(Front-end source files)
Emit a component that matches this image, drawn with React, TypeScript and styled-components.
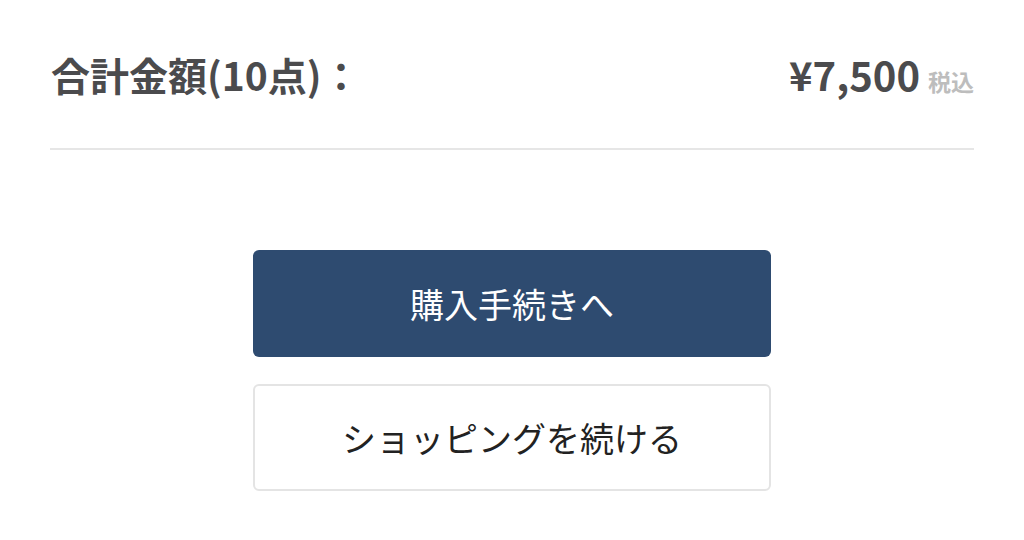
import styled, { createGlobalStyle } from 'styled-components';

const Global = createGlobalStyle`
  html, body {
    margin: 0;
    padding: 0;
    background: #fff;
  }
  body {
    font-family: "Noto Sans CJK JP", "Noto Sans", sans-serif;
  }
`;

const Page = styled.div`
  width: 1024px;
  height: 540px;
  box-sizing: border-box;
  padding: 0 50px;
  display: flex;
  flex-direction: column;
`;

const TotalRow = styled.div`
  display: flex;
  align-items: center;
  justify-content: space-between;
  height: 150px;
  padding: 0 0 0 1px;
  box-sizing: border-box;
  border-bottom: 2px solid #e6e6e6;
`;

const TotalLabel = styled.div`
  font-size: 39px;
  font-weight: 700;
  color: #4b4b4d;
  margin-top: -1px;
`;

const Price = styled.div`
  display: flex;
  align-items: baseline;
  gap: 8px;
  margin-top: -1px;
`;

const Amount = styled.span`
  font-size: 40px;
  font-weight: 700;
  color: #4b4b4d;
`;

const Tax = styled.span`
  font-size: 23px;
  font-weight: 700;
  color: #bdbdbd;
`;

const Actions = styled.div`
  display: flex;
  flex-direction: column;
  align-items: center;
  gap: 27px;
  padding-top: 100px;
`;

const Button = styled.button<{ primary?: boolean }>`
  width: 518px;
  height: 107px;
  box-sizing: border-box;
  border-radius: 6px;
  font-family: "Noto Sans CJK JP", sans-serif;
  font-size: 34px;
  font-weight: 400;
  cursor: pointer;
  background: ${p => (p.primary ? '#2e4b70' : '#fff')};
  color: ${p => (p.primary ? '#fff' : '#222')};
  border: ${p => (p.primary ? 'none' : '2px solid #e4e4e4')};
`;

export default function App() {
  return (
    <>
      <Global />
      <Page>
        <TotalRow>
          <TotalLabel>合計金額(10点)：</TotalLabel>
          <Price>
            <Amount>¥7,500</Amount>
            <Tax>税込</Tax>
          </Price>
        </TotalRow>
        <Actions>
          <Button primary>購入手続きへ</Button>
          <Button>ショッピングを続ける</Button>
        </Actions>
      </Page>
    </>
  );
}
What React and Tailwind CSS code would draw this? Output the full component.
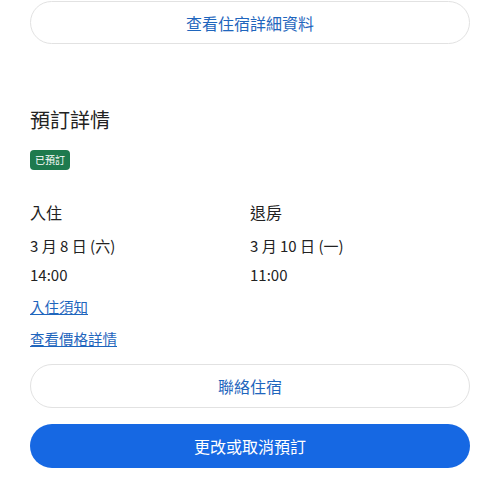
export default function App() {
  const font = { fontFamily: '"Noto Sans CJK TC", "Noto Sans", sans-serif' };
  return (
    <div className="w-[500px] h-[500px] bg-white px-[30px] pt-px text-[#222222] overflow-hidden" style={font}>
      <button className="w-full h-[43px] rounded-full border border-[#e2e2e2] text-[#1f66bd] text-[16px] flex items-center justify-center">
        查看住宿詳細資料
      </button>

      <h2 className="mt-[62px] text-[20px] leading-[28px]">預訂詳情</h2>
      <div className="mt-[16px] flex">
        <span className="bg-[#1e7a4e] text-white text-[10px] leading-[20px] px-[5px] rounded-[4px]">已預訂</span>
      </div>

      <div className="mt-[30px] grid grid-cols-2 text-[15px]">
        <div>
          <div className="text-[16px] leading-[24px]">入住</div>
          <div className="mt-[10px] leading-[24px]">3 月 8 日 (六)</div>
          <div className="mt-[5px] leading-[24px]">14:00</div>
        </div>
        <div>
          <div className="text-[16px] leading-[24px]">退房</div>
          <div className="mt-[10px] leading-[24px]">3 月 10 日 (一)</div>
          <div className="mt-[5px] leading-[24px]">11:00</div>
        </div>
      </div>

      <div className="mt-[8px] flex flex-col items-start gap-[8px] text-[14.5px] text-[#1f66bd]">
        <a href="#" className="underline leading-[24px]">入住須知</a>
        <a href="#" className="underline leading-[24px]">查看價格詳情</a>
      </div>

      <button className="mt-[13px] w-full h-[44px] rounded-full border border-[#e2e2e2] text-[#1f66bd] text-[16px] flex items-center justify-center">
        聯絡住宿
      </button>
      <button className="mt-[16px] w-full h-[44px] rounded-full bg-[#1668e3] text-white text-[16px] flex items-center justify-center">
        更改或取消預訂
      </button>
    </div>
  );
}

_YOUR GOAL_: Omit any images, then output the listing exactly.

_RIGHT ANSWER_:
Emit a component that matches this image, drawn with React, TypeScript and styled-components.
import styled, { createGlobalStyle } from 'styled-components';

const Global = createGlobalStyle`
  html, body {
    margin: 0;
    padding: 0;
    background: #fff;
  }
  body {
    font-family: "Noto Sans CJK JP", "Noto Sans", sans-serif;
  }
`;

const Page = styled.div`
  width: 1024px;
  height: 540px;
  box-sizing: border-box;
  padding: 0 50px;
  display: flex;
  flex-direction: column;
`;

const TotalRow = styled.div`
  display: flex;
  align-items: center;
  justify-content: space-between;
  height: 150px;
  padding: 0 0 0 1px;
  box-sizing: border-box;
  border-bottom: 2px solid #e6e6e6;
`;

const TotalLabel = styled.div`
  font-size: 39px;
  font-weight: 700;
  color: #4b4b4d;
  margin-top: -1px;
`;

const Price = styled.div`
  display: flex;
  align-items: baseline;
  gap: 8px;
  margin-top: -1px;
`;

const Amount = styled.span`
  font-size: 40px;
  font-weight: 700;
  color: #4b4b4d;
`;

const Tax = styled.span`
  font-size: 23px;
  font-weight: 700;
  color: #bdbdbd;
`;

const Actions = styled.div`
  display: flex;
  flex-direction: column;
  align-items: center;
  gap: 27px;
  padding-top: 100px;
`;

const Button = styled.button<{ primary?: boolean }>`
  width: 518px;
  height: 107px;
  box-sizing: border-box;
  border-radius: 6px;
  font-family: "Noto Sans CJK JP", sans-serif;
  font-size: 34px;
  font-weight: 400;
  cursor: pointer;
  background: ${p => (p.primary ? '#2e4b70' : '#fff')};
  color: ${p => (p.primary ? '#fff' : '#222')};
  border: ${p => (p.primary ? 'none' : '2px solid #e4e4e4')};
`;

export default function App() {
  return (
    <>
      <Global />
      <Page>
        <TotalRow>
          <TotalLabel>合計金額(10点)：</TotalLabel>
          <Price>
            <Amount>¥7,500</Amount>
            <Tax>税込</Tax>
          </Price>
        </TotalRow>
        <Actions>
          <Button primary>購入手続きへ</Button>
          <Button>ショッピングを続ける</Button>
        </Actions>
      </Page>
    </>
  );
}
What React and Tailwind CSS code would draw this? Output the full component.
export default function App() {
  const font = { fontFamily: '"Noto Sans CJK TC", "Noto Sans", sans-serif' };
  return (
    <div className="w-[500px] h-[500px] bg-white px-[30px] pt-px text-[#222222] overflow-hidden" style={font}>
      <button className="w-full h-[43px] rounded-full border border-[#e2e2e2] text-[#1f66bd] text-[16px] flex items-center justify-center">
        查看住宿詳細資料
      </button>

      <h2 className="mt-[62px] text-[20px] leading-[28px]">預訂詳情</h2>
      <div className="mt-[16px] flex">
        <span className="bg-[#1e7a4e] text-white text-[10px] leading-[20px] px-[5px] rounded-[4px]">已預訂</span>
      </div>

      <div className="mt-[30px] grid grid-cols-2 text-[15px]">
        <div>
          <div className="text-[16px] leading-[24px]">入住</div>
          <div className="mt-[10px] leading-[24px]">3 月 8 日 (六)</div>
          <div className="mt-[5px] leading-[24px]">14:00</div>
        </div>
        <div>
          <div className="text-[16px] leading-[24px]">退房</div>
          <div className="mt-[10px] leading-[24px]">3 月 10 日 (一)</div>
          <div className="mt-[5px] leading-[24px]">11:00</div>
        </div>
      </div>

      <div className="mt-[8px] flex flex-col items-start gap-[8px] text-[14.5px] text-[#1f66bd]">
        <a href="#" className="underline leading-[24px]">入住須知</a>
        <a href="#" className="underline leading-[24px]">查看價格詳情</a>
      </div>

      <button className="mt-[13px] w-full h-[44px] rounded-full border border-[#e2e2e2] text-[#1f66bd] text-[16px] flex items-center justify-center">
        聯絡住宿
      </button>
      <button className="mt-[16px] w-full h-[44px] rounded-full bg-[#1668e3] text-white text-[16px] flex items-center justify-center">
        更改或取消預訂
      </button>
    </div>
  );
}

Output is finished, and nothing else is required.